Let R₁ and R₂ be equivalence relation on X. Show that R₁ R₂ is an equivalence relation on X.

We suppose thar $R_1R_2\equiv R_1\cap R_2$ because for $R_1\circ R_2$ statement is not valid.

1) reflexivity

Let x be any element in X, then $<x,x>\in R_1,<x,x>\in R_2$

because R1,R2 both are reflexive therefore by definition we have that $<x,x>\in R_1\cap R_2=R_1R_2$ . So reflexivity is proved.

2) symmetry

Let $<x,y>\in R_1\cap R_2$ . Then $<x,y>\in R_1$ and $<x,y>\in R_2$

Therefore $<y,x>\in R_1$ and $<y,x>\in R_2$ because both of R1,R2 are symmetrc as equivalences.
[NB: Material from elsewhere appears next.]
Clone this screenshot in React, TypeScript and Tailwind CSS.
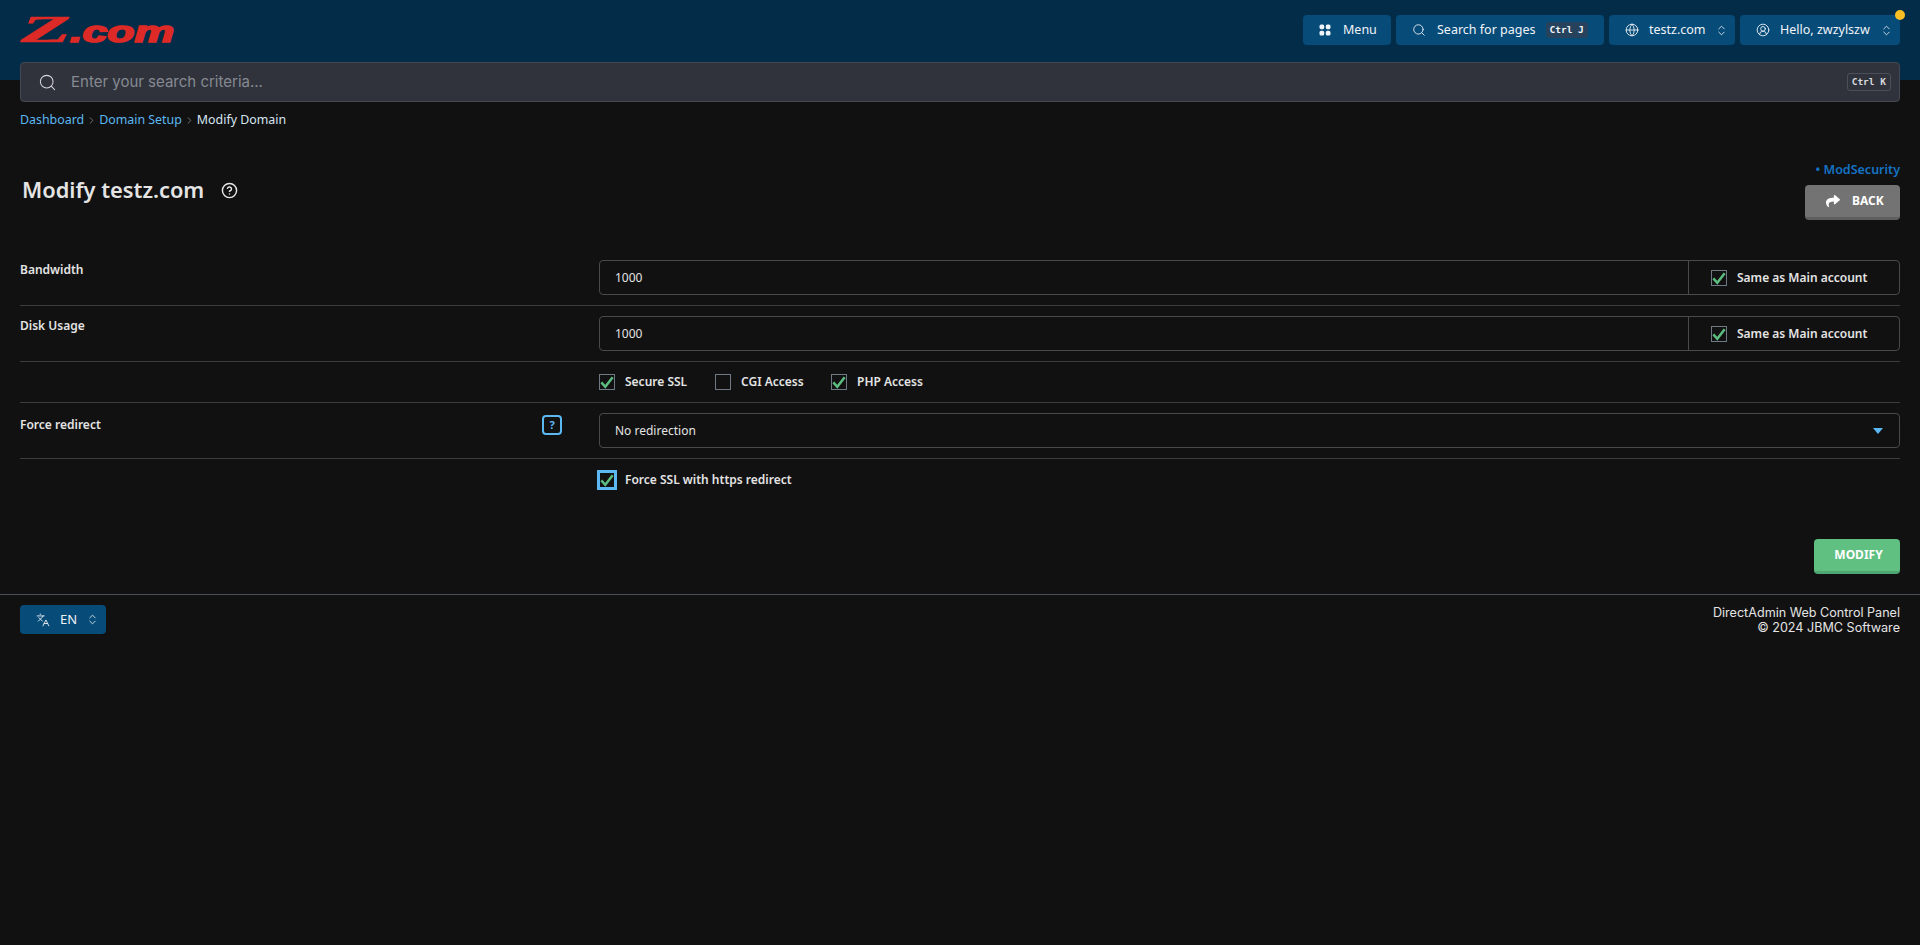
import { ChevronRight, ChevronsUpDown, CircleHelp, CircleUserRound, Globe, Languages, Search } from "lucide-react";
import { FaShare } from "react-icons/fa";

const BODY = "font-['Noto_Sans',sans-serif]";
const WIDE = "font-['Inter',sans-serif]";
const MONO = "font-['DejaVu_Sans_Mono',monospace]";

function Check({ checked = true, focus = false }: { checked?: boolean; focus?: boolean }) {
  return (
    <span
      className={
        focus
          ? "relative h-5 w-5 shrink-0 border-[3px] border-[#5cb8f2]"
          : "relative h-4 w-4 shrink-0 border border-[#6f7885]"
      }
    >
      {checked && (
        <svg viewBox="0 0 16 16" className="absolute left-0 top-0 h-[14px] w-[14px]">
          <path d="M1.5 8.5 L6 13.5 L14.5 2.5" fill="none" stroke="#5cbd80" strokeWidth="2.8" />
        </svg>
      )}
    </span>
  );
}

function CheckLabel({ label, checked, focus, className }: { label: string; checked?: boolean; focus?: boolean; className?: string }) {
  return (
    <label className={`flex items-center text-[12px] font-semibold text-[#e4e4e4] ${className ?? ""}`}>
      <Check checked={checked} focus={focus} />
      <span className={focus ? "ml-[8px]" : "ml-[10px]"}>{label}</span>
    </label>
  );
}

function TopButton({ children, className }: { children: React.ReactNode; className?: string }) {
  return (
    <button className={`flex h-[30px] items-center rounded-[4px] bg-[#074b78] text-[12.5px] text-[#f0f4f8] ${className ?? ""}`}>
      {children}
    </button>
  );
}

function Logo() {
  return (
    <svg viewBox="0 0 155 30" className="h-[30px] w-[155px] overflow-visible" role="img" aria-label="Z.com">
      <text
        x="1"
        y="27"
        fontFamily="Liberation Serif"
        fontWeight="700"
        fontStyle="italic"
        fontSize="37"
        fill="#dd2a27"
        stroke="#dd2a27"
        strokeWidth="0.6"
        textLength="50"
        lengthAdjust="spacingAndGlyphs"
      >
        Z
      </text>
      <text
        x="50"
        y="27"
        fontFamily="Liberation Sans"
        fontWeight="700"
        fontStyle="italic"
        fontSize="29"
        fill="#dd2a27"
        stroke="#dd2a27"
        strokeWidth="1.6"
        textLength="104"
        lengthAdjust="spacingAndGlyphs"
      >
        .com
      </text>
    </svg>
  );
}

function FieldRow({ label, value }: { label: string; value: string }) {
  return (
    <div className="flex h-[56px] border-b border-[#3d3d3d] pt-[10px]">
      <div className="w-[579px] pt-[1px] text-[12px] font-semibold leading-[18px] text-[#e4e4e4]">{label}</div>
      <div className="flex h-[35px] flex-1 rounded-[4px] border border-[#4a4a4a]">
        <div className="flex flex-1 items-center border-r border-[#4a4a4a] pl-[15px] text-[12px] text-[#e4e4e4]">{value}</div>
        <div className="flex w-[210px] items-center pl-[22px]">
          <CheckLabel label="Same as Main account" />
        </div>
      </div>
    </div>
  );
}

export default function App() {
  return (
    <div className={`min-h-[945px] bg-[#111111] ${BODY}`}>
      <header className="flex h-[80px] items-start justify-between bg-[#022c47] pl-5 pr-5 pt-[15px]">
        <Logo />
        <div className="relative flex gap-[5px]">
          <TopButton className="w-[88px] pl-4">
            <svg viewBox="0 0 12 12" className="h-3 w-3" fill="currentColor">
              <rect x="0.5" y="0.5" width="4.7" height="4.7" rx="1.6" />
              <rect x="6.8" y="0.5" width="4.7" height="4.7" rx="1.6" />
              <rect x="0.5" y="6.8" width="4.7" height="4.7" rx="1.6" />
              <rect x="6.8" y="6.8" width="4.7" height="4.7" rx="1.6" />
            </svg>
            <span className="ml-[12px]">Menu</span>
          </TopButton>
          <TopButton className="w-[208px] pl-4">
            <Search size={14} strokeWidth={1.5} />
            <span className="ml-[11px]">Search for pages</span>
            <span className={`ml-[10px] rounded-[3px] bg-[#26425c] px-[4px] py-[1px] text-[9.5px] font-bold leading-[14px] ${MONO}`}>Ctrl J</span>
          </TopButton>
          <TopButton className="w-[126px] pl-4">
            <Globe size={14} strokeWidth={1.5} />
            <span className="ml-[10px]">testz.com</span>
            <ChevronsUpDown size={13} strokeWidth={1.5} className="ml-[9px]" />
          </TopButton>
          <TopButton className="w-[160px] pl-4">
            <CircleUserRound size={14} strokeWidth={1.5} />
            <span className="ml-[10px]">Hello, zwzylszw</span>
            <ChevronsUpDown size={13} strokeWidth={1.5} className="ml-[10px]" />
          </TopButton>
          <span className="absolute -right-[5px] -top-[5px] h-[10px] w-[10px] rounded-full bg-[#fbbf24]" />
        </div>
      </header>

      <div className="px-5">
        <div className="-mt-[18px] flex h-10 items-center rounded-[4px] border border-[#434751] bg-[#30333c] pl-[17px] pr-[8px]">
          <Search size={19} strokeWidth={1.3} className="text-[#d4d6da]" />
          <span className={`ml-[14px] flex-1 text-[15px] text-[#868a92] ${WIDE}`}>Enter your search criteria...</span>
          <span className={`rounded-[3px] border border-[#4b4f5a] px-[4px] py-[1px] text-[9.5px] font-bold leading-[14px] text-[#d8dade] ${MONO}`}>Ctrl K</span>
        </div>

        <nav className="mt-[9px] flex h-[18px] items-center text-[12.4px] text-[#5cb8f2]">
          <span>Dashboard</span>
          <ChevronRight size={11} className="mx-[2px] text-[#777]" />
          <span>Domain Setup</span>
          <ChevronRight size={11} className="mx-[2px] text-[#777]" />
          <span className="text-[#d8e6f2]">Modify Domain</span>
        </nav>

        <div className="mt-[32px] flex h-[70px] items-start justify-between">
          <div className="ml-[2px] mt-[14px] flex items-center">
            <h1 className="text-[21.8px] font-semibold leading-[30px] text-[#e4e4e4]">Modify testz.com</h1>
            <CircleHelp size={17} strokeWidth={2} className="ml-[17px] text-[#e8e8e8]" />
          </div>
          <div className="flex flex-col items-end">
            <a className="text-[12.5px] font-semibold leading-[18px] text-[#1473c4]">• ModSecurity</a>
            <button className="mt-[6px] flex h-[35px] w-[95px] items-center rounded-[4px] border-b-[3px] border-[#5f5f5f] bg-[#737373] pl-[21px] text-[12px] font-bold text-white">
              <FaShare size={14} />
              <span className="ml-3">BACK</span>
            </button>
          </div>
        </div>

        <div className="mt-[19px]">
          <FieldRow label="Bandwidth" value="1000" />
          <FieldRow label="Disk Usage" value="1000" />
          <div className="flex h-[41px] items-center border-b border-[#3d3d3d] pl-[579px]">
            <CheckLabel label="Secure SSL" className="w-[116px]" />
            <CheckLabel label="CGI Access" checked={false} className="w-[116px]" />
            <CheckLabel label="PHP Access" />
          </div>
          <div className="flex h-[56px] border-b border-[#3d3d3d] pt-[10px]">
            <div className="flex w-[579px] items-start justify-between pr-[37px] pt-[2px]">
              <span className="mt-[1px] text-[12px] font-semibold leading-[18px] text-[#e4e4e4]">Force redirect</span>
              <span className="flex h-5 w-5 items-center justify-center rounded-[4px] border-2 border-[#5cb8f2] text-[11px] font-bold text-[#5cb8f2]">?</span>
            </div>
            <div className="flex h-[35px] flex-1 items-center justify-between rounded-[4px] border border-[#4a4a4a] pl-[15px] pr-[16px] text-[12px] text-[#e4e4e4]">
              <span>No redirection</span>
              <span className="h-0 w-0 border-x-[5px] border-t-[6px] border-x-transparent border-t-[#5cb8f2]" />
            </div>
          </div>
          <div className="flex h-[41px] items-center pl-[577px]">
            <CheckLabel label="Force SSL with https redirect" focus />
          </div>
        </div>

        <div className="mt-[39px] flex justify-end">
          <button className="h-[35px] w-[86px] rounded-[4px] border-b-[3px] border-[#4ea672] bg-[#5fc082] pl-[3px] text-[12px] font-bold text-white">MODIFY</button>
        </div>
      </div>

      <footer className="mt-[20px] flex items-start justify-between border-t border-[#4a4f59] px-5 pt-[10px]">
        <button className="flex h-[29px] w-[86px] items-center rounded-[4px] bg-[#074b78] pl-4 text-[13px] text-[#f0f4f8]">
          <Languages size={14} strokeWidth={1.5} />
          <span className="ml-[10px]">EN</span>
          <ChevronsUpDown size={13} strokeWidth={1.5} className="ml-[9px]" />
        </button>
        <div className={`text-right text-[12.6px] font-normal leading-[15px] text-[#e4e4e4] ${WIDE}`}>
          <div>DirectAdmin Web Control Panel</div>
          <div>© 2024 JBMC Software</div>
        </div>
      </footer>
    </div>
  );
}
By definition of intersection we have $<y,x>\in R_1\cap R_2$ therefore R1R2 is symmetrical

3) transitivity

Let $<x,y>,<y,z>\in R_1\cap R_2$ . Therefore $<x,y>,<y,z>\in R_1$ and $<x,y>,<y,z>\in R_2$ . This this entails $<x,z>\in R_1$ and $<x,z>\in R_2$ because R1,R2 are transitive. So $<x,z>\in R_1R_2$ , therefore R1R2 is transitive.

In this way three basical properties of equivalence are proved and so R1R2 is equivalence.